━━ Stored data

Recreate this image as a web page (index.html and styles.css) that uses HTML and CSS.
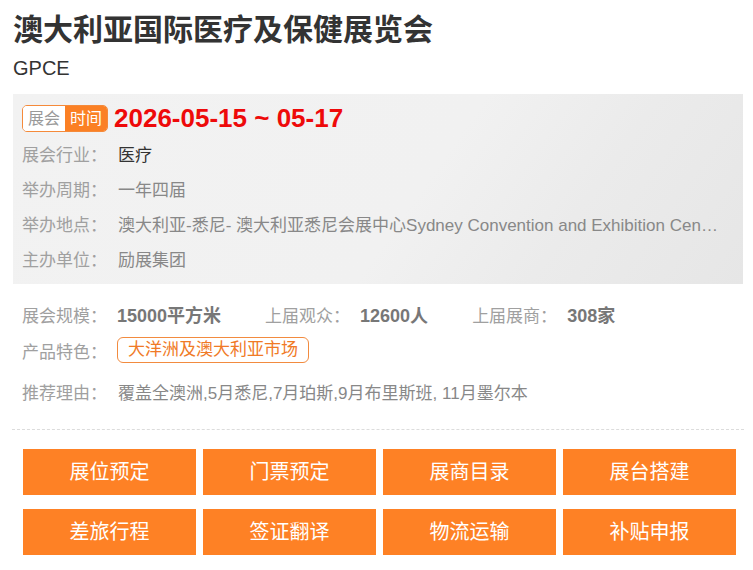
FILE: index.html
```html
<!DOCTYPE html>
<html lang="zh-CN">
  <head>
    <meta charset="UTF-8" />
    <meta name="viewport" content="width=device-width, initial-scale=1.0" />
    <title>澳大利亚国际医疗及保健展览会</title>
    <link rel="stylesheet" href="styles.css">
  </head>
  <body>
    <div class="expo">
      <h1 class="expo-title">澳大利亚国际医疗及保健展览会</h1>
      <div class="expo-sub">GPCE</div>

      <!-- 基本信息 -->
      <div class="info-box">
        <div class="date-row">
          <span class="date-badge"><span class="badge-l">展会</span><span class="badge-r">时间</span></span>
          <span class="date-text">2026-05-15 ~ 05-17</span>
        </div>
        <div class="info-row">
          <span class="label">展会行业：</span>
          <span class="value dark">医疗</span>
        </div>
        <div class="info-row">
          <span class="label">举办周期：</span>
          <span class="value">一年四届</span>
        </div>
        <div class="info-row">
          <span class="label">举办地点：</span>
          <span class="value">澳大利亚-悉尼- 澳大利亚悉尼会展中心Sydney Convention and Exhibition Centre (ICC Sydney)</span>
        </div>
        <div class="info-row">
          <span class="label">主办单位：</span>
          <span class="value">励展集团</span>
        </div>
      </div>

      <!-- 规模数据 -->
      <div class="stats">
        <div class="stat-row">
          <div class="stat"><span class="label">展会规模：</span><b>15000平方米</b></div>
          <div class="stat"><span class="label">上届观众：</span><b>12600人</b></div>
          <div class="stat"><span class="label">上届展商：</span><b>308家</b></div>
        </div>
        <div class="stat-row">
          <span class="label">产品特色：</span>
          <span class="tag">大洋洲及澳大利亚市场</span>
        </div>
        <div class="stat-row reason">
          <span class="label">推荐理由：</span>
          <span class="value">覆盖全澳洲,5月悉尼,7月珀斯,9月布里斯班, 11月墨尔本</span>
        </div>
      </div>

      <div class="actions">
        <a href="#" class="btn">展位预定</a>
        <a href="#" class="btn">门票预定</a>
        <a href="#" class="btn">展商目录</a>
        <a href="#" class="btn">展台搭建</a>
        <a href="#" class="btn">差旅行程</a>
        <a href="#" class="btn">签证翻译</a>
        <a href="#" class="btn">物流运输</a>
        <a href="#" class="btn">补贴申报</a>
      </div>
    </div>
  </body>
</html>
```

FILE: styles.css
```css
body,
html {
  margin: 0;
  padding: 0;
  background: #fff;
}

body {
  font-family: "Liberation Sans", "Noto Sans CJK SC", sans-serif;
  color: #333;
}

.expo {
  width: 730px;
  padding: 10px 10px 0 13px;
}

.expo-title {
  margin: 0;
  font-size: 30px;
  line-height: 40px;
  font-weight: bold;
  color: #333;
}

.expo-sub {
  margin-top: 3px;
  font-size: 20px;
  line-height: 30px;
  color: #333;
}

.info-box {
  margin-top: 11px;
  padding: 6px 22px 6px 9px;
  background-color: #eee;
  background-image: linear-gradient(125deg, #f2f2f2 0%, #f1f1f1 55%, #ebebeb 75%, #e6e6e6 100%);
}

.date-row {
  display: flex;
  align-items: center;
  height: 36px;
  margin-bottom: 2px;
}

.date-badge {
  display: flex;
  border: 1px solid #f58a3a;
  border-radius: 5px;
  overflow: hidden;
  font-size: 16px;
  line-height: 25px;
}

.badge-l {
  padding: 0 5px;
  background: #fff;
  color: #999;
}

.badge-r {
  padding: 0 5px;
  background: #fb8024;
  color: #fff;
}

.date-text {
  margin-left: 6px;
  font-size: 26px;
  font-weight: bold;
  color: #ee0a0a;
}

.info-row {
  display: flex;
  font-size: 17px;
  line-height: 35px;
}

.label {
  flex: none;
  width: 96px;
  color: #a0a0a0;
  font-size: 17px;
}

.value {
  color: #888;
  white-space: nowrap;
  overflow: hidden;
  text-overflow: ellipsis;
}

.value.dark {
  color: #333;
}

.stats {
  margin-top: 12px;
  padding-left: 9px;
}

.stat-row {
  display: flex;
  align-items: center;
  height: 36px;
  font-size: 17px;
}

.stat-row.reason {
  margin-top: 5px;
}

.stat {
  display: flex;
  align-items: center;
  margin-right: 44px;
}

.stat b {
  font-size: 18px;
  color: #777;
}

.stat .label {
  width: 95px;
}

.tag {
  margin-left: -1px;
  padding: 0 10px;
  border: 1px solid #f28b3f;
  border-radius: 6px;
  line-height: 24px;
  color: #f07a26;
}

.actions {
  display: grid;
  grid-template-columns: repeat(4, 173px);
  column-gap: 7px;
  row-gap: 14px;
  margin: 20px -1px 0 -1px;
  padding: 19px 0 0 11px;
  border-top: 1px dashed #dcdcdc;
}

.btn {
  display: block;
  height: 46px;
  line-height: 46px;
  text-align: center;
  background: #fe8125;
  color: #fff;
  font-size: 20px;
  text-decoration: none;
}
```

━━━━

## [Your objective]
Transcribe the material as is, with images omitted.

## [Written response]
Recreate this image as a web page (index.html and styles.css) that uses HTML and CSS.
FILE: index.html
```html
<!DOCTYPE html>
<html lang="zh-CN">
  <head>
    <meta charset="UTF-8" />
    <meta name="viewport" content="width=device-width, initial-scale=1.0" />
    <title>澳大利亚国际医疗及保健展览会</title>
    <link rel="stylesheet" href="styles.css">
  </head>
  <body>
    <div class="expo">
      <h1 class="expo-title">澳大利亚国际医疗及保健展览会</h1>
      <div class="expo-sub">GPCE</div>

      <!-- 基本信息 -->
      <div class="info-box">
        <div class="date-row">
          <span class="date-badge"><span class="badge-l">展会</span><span class="badge-r">时间</span></span>
          <span class="date-text">2026-05-15 ~ 05-17</span>
        </div>
        <div class="info-row">
          <span class="label">展会行业：</span>
          <span class="value dark">医疗</span>
        </div>
        <div class="info-row">
          <span class="label">举办周期：</span>
          <span class="value">一年四届</span>
        </div>
        <div class="info-row">
          <span class="label">举办地点：</span>
          <span class="value">澳大利亚-悉尼- 澳大利亚悉尼会展中心Sydney Convention and Exhibition Centre (ICC Sydney)</span>
        </div>
        <div class="info-row">
          <span class="label">主办单位：</span>
          <span class="value">励展集团</span>
        </div>
      </div>

      <!-- 规模数据 -->
      <div class="stats">
        <div class="stat-row">
          <div class="stat"><span class="label">展会规模：</span><b>15000平方米</b></div>
          <div class="stat"><span class="label">上届观众：</span><b>12600人</b></div>
          <div class="stat"><span class="label">上届展商：</span><b>308家</b></div>
        </div>
        <div class="stat-row">
          <span class="label">产品特色：</span>
          <span class="tag">大洋洲及澳大利亚市场</span>
        </div>
        <div class="stat-row reason">
          <span class="label">推荐理由：</span>
          <span class="value">覆盖全澳洲,5月悉尼,7月珀斯,9月布里斯班, 11月墨尔本</span>
        </div>
      </div>

      <div class="actions">
        <a href="#" class="btn">展位预定</a>
        <a href="#" class="btn">门票预定</a>
        <a href="#" class="btn">展商目录</a>
        <a href="#" class="btn">展台搭建</a>
        <a href="#" class="btn">差旅行程</a>
        <a href="#" class="btn">签证翻译</a>
        <a href="#" class="btn">物流运输</a>
        <a href="#" class="btn">补贴申报</a>
      </div>
    </div>
  </body>
</html>
```

FILE: styles.css
```css
body,
html {
  margin: 0;
  padding: 0;
  background: #fff;
}

body {
  font-family: "Liberation Sans", "Noto Sans CJK SC", sans-serif;
  color: #333;
}

.expo {
  width: 730px;
  padding: 10px 10px 0 13px;
}

.expo-title {
  margin: 0;
  font-size: 30px;
  line-height: 40px;
  font-weight: bold;
  color: #333;
}

.expo-sub {
  margin-top: 3px;
  font-size: 20px;
  line-height: 30px;
  color: #333;
}

.info-box {
  margin-top: 11px;
  padding: 6px 22px 6px 9px;
  background-color: #eee;
  background-image: linear-gradient(125deg, #f2f2f2 0%, #f1f1f1 55%, #ebebeb 75%, #e6e6e6 100%);
}

.date-row {
  display: flex;
  align-items: center;
  height: 36px;
  margin-bottom: 2px;
}

.date-badge {
  display: flex;
  border: 1px solid #f58a3a;
  border-radius: 5px;
  overflow: hidden;
  font-size: 16px;
  line-height: 25px;
}

.badge-l {
  padding: 0 5px;
  background: #fff;
  color: #999;
}

.badge-r {
  padding: 0 5px;
  background: #fb8024;
  color: #fff;
}

.date-text {
  margin-left: 6px;
  font-size: 26px;
  font-weight: bold;
  color: #ee0a0a;
}

.info-row {
  display: flex;
  font-size: 17px;
  line-height: 35px;
}

.label {
  flex: none;
  width: 96px;
  color: #a0a0a0;
  font-size: 17px;
}

.value {
  color: #888;
  white-space: nowrap;
  overflow: hidden;
  text-overflow: ellipsis;
}

.value.dark {
  color: #333;
}

.stats {
  margin-top: 12px;
  padding-left: 9px;
}

.stat-row {
  display: flex;
  align-items: center;
  height: 36px;
  font-size: 17px;
}

.stat-row.reason {
  margin-top: 5px;
}

.stat {
  display: flex;
  align-items: center;
  margin-right: 44px;
}

.stat b {
  font-size: 18px;
  color: #777;
}

.stat .label {
  width: 95px;
}

.tag {
  margin-left: -1px;
  padding: 0 10px;
  border: 1px solid #f28b3f;
  border-radius: 6px;
  line-height: 24px;
  color: #f07a26;
}

.actions {
  display: grid;
  grid-template-columns: repeat(4, 173px);
  column-gap: 7px;
  row-gap: 14px;
  margin: 20px -1px 0 -1px;
  padding: 19px 0 0 11px;
  border-top: 1px dashed #dcdcdc;
}

.btn {
  display: block;
  height: 46px;
  line-height: 46px;
  text-align: center;
  background: #fe8125;
  color: #fff;
  font-size: 20px;
  text-decoration: none;
}
```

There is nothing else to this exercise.